## Records for the task
■ ■ ■ ■ ■ ■ ■

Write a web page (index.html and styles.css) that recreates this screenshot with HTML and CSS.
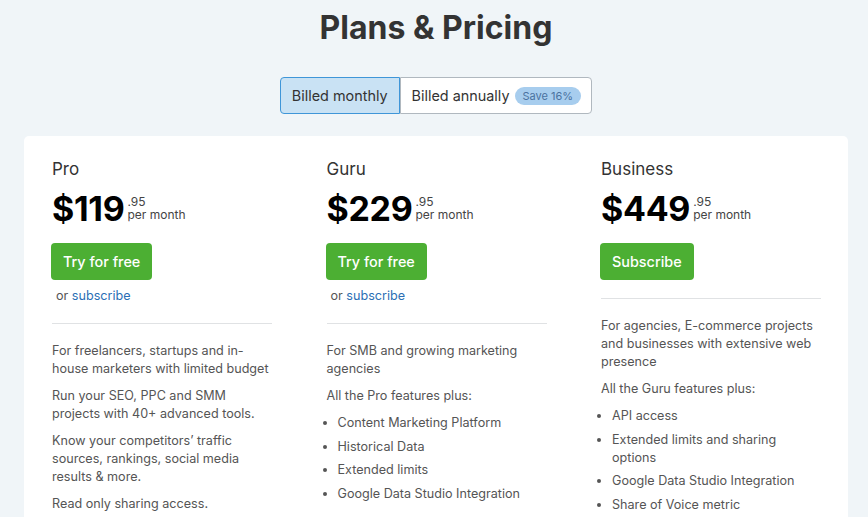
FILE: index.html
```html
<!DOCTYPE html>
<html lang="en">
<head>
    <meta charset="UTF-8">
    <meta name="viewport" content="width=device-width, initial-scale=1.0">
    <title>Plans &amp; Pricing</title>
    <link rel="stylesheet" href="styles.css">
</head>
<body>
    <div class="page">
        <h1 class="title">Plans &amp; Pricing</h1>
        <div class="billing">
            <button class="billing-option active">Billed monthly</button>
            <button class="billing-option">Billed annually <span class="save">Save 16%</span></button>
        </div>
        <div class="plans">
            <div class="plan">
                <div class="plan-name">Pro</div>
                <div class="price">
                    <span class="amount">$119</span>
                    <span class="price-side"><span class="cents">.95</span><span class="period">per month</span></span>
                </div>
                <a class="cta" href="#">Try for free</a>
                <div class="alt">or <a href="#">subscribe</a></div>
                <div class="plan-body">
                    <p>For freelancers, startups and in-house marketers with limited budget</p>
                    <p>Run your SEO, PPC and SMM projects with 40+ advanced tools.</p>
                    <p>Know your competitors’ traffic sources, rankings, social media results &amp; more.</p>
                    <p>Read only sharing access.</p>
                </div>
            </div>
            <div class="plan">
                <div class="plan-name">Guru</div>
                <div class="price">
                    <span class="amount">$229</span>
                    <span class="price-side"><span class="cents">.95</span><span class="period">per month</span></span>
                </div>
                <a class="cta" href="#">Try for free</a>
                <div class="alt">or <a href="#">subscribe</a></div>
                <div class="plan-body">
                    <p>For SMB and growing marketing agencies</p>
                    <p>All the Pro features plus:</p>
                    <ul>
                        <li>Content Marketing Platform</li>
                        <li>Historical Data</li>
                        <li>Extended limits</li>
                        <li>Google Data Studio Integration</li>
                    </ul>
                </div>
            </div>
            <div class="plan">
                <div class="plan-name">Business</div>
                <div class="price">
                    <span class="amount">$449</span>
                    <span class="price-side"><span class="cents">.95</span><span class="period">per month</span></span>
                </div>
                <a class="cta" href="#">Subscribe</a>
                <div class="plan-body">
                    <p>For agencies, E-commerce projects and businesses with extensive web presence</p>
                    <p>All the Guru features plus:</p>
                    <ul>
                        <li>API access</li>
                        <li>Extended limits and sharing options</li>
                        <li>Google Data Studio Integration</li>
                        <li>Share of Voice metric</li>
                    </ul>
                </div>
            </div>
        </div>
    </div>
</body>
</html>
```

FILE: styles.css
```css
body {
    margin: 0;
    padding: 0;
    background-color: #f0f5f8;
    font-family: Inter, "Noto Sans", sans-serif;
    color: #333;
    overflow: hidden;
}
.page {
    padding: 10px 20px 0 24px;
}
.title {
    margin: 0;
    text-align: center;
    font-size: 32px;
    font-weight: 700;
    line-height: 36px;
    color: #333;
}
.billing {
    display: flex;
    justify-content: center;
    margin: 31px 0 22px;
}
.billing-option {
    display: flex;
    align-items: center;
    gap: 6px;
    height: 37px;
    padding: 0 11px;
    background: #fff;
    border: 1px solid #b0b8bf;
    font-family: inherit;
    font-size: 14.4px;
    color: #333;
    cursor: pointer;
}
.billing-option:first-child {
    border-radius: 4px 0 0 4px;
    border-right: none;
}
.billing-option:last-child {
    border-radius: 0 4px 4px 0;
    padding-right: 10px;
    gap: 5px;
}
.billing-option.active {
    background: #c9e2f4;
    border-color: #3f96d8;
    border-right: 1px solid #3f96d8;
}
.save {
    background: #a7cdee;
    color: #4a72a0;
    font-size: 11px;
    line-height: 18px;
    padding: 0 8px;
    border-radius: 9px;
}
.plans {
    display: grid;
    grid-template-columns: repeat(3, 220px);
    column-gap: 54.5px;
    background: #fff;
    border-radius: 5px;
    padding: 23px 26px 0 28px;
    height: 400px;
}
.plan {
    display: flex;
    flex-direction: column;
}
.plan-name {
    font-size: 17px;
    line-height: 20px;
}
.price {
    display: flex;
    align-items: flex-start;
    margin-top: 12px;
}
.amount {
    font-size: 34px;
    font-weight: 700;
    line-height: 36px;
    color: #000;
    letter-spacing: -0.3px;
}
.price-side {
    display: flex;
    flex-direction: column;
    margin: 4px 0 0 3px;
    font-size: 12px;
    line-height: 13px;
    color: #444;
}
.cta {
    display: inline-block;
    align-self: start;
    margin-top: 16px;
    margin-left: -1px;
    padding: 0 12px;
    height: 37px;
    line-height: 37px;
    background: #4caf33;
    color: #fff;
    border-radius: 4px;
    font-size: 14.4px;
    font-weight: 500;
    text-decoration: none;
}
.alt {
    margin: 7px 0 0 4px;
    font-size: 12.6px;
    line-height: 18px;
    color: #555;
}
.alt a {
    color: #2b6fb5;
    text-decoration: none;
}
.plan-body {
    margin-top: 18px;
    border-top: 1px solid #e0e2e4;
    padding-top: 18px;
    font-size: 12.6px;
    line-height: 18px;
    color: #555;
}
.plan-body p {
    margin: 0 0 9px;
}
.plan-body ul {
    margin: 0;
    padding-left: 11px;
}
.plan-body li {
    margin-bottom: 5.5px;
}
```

■ ■ ■ ■ ■ ■ ■

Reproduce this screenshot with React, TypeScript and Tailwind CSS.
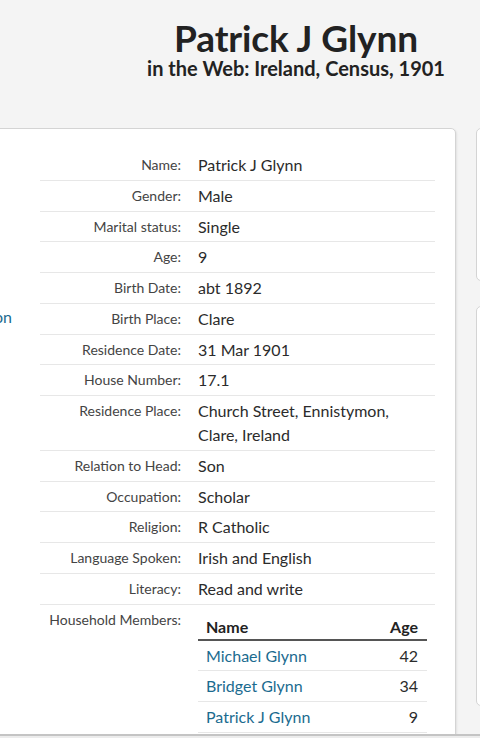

■ ■ ■ ■ ■ ■ ■

## Exercise requirements
Go through the records and pull out each line that includes the word "page".

## Final answer
Write a web page (index.html and styles.css) that recreates this screenshot with HTML and CSS.
    <div class="page">
.page {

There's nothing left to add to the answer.